* **MATERIAL PROVIDED**:
# # # # # # #
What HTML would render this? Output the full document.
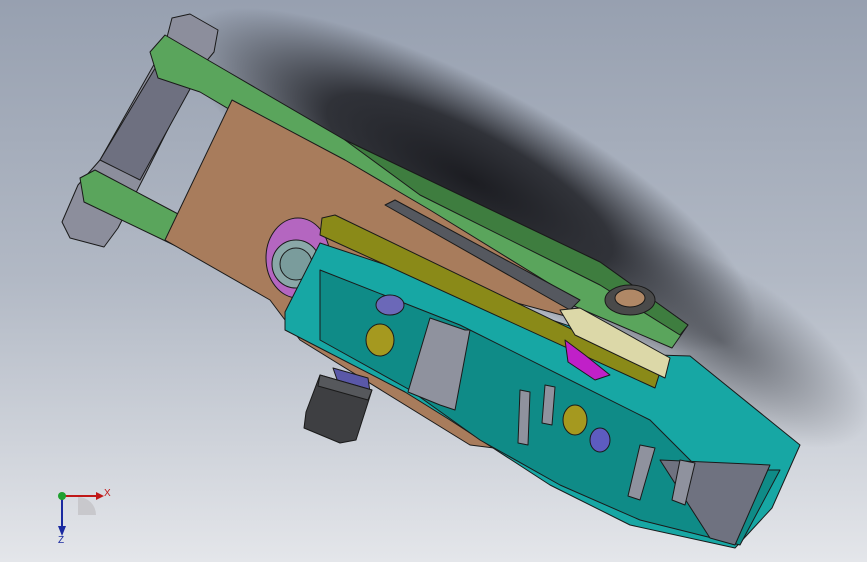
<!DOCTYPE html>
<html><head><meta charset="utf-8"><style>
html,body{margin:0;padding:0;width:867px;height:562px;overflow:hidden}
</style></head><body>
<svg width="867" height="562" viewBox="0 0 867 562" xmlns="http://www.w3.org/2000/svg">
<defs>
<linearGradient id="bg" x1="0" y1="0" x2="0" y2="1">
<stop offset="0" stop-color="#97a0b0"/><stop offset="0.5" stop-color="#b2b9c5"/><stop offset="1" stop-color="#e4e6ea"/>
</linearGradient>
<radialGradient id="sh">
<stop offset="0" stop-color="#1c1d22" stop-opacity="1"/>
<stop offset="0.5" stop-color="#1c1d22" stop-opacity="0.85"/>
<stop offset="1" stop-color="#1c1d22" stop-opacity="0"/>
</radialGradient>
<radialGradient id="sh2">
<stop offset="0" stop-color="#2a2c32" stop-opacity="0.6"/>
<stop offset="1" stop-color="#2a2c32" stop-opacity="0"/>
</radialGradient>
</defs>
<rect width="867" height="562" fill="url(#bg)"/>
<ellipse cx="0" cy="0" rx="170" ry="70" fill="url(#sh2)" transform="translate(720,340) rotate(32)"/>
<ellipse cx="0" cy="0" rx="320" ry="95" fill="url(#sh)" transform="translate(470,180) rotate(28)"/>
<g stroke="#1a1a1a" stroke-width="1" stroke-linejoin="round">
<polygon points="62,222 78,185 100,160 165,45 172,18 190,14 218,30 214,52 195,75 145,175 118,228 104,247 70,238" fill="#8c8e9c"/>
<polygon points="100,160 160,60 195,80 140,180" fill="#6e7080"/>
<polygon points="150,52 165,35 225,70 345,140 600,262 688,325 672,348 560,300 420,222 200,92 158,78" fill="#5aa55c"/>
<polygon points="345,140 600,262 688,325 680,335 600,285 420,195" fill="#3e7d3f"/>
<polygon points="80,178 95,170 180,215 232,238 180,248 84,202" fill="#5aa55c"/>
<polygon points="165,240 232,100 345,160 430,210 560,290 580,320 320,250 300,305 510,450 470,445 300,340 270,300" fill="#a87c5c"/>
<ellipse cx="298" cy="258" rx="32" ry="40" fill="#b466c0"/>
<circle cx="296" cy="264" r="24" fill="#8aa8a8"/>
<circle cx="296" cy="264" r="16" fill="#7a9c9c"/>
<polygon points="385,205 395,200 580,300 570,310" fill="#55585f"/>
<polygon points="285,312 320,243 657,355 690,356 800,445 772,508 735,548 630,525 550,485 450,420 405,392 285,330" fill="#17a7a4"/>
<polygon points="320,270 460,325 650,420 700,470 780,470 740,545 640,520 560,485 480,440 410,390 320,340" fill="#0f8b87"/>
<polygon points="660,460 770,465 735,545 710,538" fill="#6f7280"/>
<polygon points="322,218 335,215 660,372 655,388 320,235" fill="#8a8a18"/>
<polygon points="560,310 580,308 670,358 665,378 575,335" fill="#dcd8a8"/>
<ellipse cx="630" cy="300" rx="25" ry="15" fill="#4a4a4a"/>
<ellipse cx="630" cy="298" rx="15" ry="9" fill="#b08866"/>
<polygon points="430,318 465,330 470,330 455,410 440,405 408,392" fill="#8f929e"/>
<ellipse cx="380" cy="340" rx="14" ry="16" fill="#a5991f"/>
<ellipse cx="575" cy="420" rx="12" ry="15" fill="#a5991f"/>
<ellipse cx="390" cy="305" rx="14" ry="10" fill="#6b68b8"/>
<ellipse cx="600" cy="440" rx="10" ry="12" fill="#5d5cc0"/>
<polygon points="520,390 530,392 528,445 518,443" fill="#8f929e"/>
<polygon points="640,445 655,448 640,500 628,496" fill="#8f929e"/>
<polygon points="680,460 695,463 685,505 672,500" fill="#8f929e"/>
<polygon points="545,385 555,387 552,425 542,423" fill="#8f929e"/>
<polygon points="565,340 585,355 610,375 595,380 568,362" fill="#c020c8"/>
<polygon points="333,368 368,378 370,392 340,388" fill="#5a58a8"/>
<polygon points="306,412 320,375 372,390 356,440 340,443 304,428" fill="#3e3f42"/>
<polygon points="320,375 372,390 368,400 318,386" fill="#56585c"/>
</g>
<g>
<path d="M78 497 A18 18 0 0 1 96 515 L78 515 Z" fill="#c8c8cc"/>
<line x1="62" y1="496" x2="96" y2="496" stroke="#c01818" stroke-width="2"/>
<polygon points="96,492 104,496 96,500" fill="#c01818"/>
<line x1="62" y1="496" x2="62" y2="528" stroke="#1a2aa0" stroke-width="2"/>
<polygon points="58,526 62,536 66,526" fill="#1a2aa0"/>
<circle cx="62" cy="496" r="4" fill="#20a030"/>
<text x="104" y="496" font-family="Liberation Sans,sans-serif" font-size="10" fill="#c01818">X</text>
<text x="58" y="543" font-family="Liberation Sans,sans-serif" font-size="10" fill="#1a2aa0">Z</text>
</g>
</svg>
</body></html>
# # # # # # #
* **WHAT TO DO**:
Please transcribe the material above exactly as written. Leave the pictures out.

* **PROBLEM SOLUTION**:
What HTML would render this? Output the full document.
<!DOCTYPE html>
<html><head><meta charset="utf-8"><style>
html,body{margin:0;padding:0;width:867px;height:562px;overflow:hidden}
</style></head><body>
<svg width="867" height="562" viewBox="0 0 867 562" xmlns="http://www.w3.org/2000/svg">
<defs>
<linearGradient id="bg" x1="0" y1="0" x2="0" y2="1">
<stop offset="0" stop-color="#97a0b0"/><stop offset="0.5" stop-color="#b2b9c5"/><stop offset="1" stop-color="#e4e6ea"/>
</linearGradient>
<radialGradient id="sh">
<stop offset="0" stop-color="#1c1d22" stop-opacity="1"/>
<stop offset="0.5" stop-color="#1c1d22" stop-opacity="0.85"/>
<stop offset="1" stop-color="#1c1d22" stop-opacity="0"/>
</radialGradient>
<radialGradient id="sh2">
<stop offset="0" stop-color="#2a2c32" stop-opacity="0.6"/>
<stop offset="1" stop-color="#2a2c32" stop-opacity="0"/>
</radialGradient>
</defs>
<rect width="867" height="562" fill="url(#bg)"/>
<ellipse cx="0" cy="0" rx="170" ry="70" fill="url(#sh2)" transform="translate(720,340) rotate(32)"/>
<ellipse cx="0" cy="0" rx="320" ry="95" fill="url(#sh)" transform="translate(470,180) rotate(28)"/>
<g stroke="#1a1a1a" stroke-width="1" stroke-linejoin="round">
<polygon points="62,222 78,185 100,160 165,45 172,18 190,14 218,30 214,52 195,75 145,175 118,228 104,247 70,238" fill="#8c8e9c"/>
<polygon points="100,160 160,60 195,80 140,180" fill="#6e7080"/>
<polygon points="150,52 165,35 225,70 345,140 600,262 688,325 672,348 560,300 420,222 200,92 158,78" fill="#5aa55c"/>
<polygon points="345,140 600,262 688,325 680,335 600,285 420,195" fill="#3e7d3f"/>
<polygon points="80,178 95,170 180,215 232,238 180,248 84,202" fill="#5aa55c"/>
<polygon points="165,240 232,100 345,160 430,210 560,290 580,320 320,250 300,305 510,450 470,445 300,340 270,300" fill="#a87c5c"/>
<ellipse cx="298" cy="258" rx="32" ry="40" fill="#b466c0"/>
<circle cx="296" cy="264" r="24" fill="#8aa8a8"/>
<circle cx="296" cy="264" r="16" fill="#7a9c9c"/>
<polygon points="385,205 395,200 580,300 570,310" fill="#55585f"/>
<polygon points="285,312 320,243 657,355 690,356 800,445 772,508 735,548 630,525 550,485 450,420 405,392 285,330" fill="#17a7a4"/>
<polygon points="320,270 460,325 650,420 700,470 780,470 740,545 640,520 560,485 480,440 410,390 320,340" fill="#0f8b87"/>
<polygon points="660,460 770,465 735,545 710,538" fill="#6f7280"/>
<polygon points="322,218 335,215 660,372 655,388 320,235" fill="#8a8a18"/>
<polygon points="560,310 580,308 670,358 665,378 575,335" fill="#dcd8a8"/>
<ellipse cx="630" cy="300" rx="25" ry="15" fill="#4a4a4a"/>
<ellipse cx="630" cy="298" rx="15" ry="9" fill="#b08866"/>
<polygon points="430,318 465,330 470,330 455,410 440,405 408,392" fill="#8f929e"/>
<ellipse cx="380" cy="340" rx="14" ry="16" fill="#a5991f"/>
<ellipse cx="575" cy="420" rx="12" ry="15" fill="#a5991f"/>
<ellipse cx="390" cy="305" rx="14" ry="10" fill="#6b68b8"/>
<ellipse cx="600" cy="440" rx="10" ry="12" fill="#5d5cc0"/>
<polygon points="520,390 530,392 528,445 518,443" fill="#8f929e"/>
<polygon points="640,445 655,448 640,500 628,496" fill="#8f929e"/>
<polygon points="680,460 695,463 685,505 672,500" fill="#8f929e"/>
<polygon points="545,385 555,387 552,425 542,423" fill="#8f929e"/>
<polygon points="565,340 585,355 610,375 595,380 568,362" fill="#c020c8"/>
<polygon points="333,368 368,378 370,392 340,388" fill="#5a58a8"/>
<polygon points="306,412 320,375 372,390 356,440 340,443 304,428" fill="#3e3f42"/>
<polygon points="320,375 372,390 368,400 318,386" fill="#56585c"/>
</g>
<g>
<path d="M78 497 A18 18 0 0 1 96 515 L78 515 Z" fill="#c8c8cc"/>
<line x1="62" y1="496" x2="96" y2="496" stroke="#c01818" stroke-width="2"/>
<polygon points="96,492 104,496 96,500" fill="#c01818"/>
<line x1="62" y1="496" x2="62" y2="528" stroke="#1a2aa0" stroke-width="2"/>
<polygon points="58,526 62,536 66,526" fill="#1a2aa0"/>
<circle cx="62" cy="496" r="4" fill="#20a030"/>
<text x="104" y="496" font-family="Liberation Sans,sans-serif" font-size="10" fill="#c01818">X</text>
<text x="58" y="543" font-family="Liberation Sans,sans-serif" font-size="10" fill="#1a2aa0">Z</text>
</g>
</svg>
</body></html>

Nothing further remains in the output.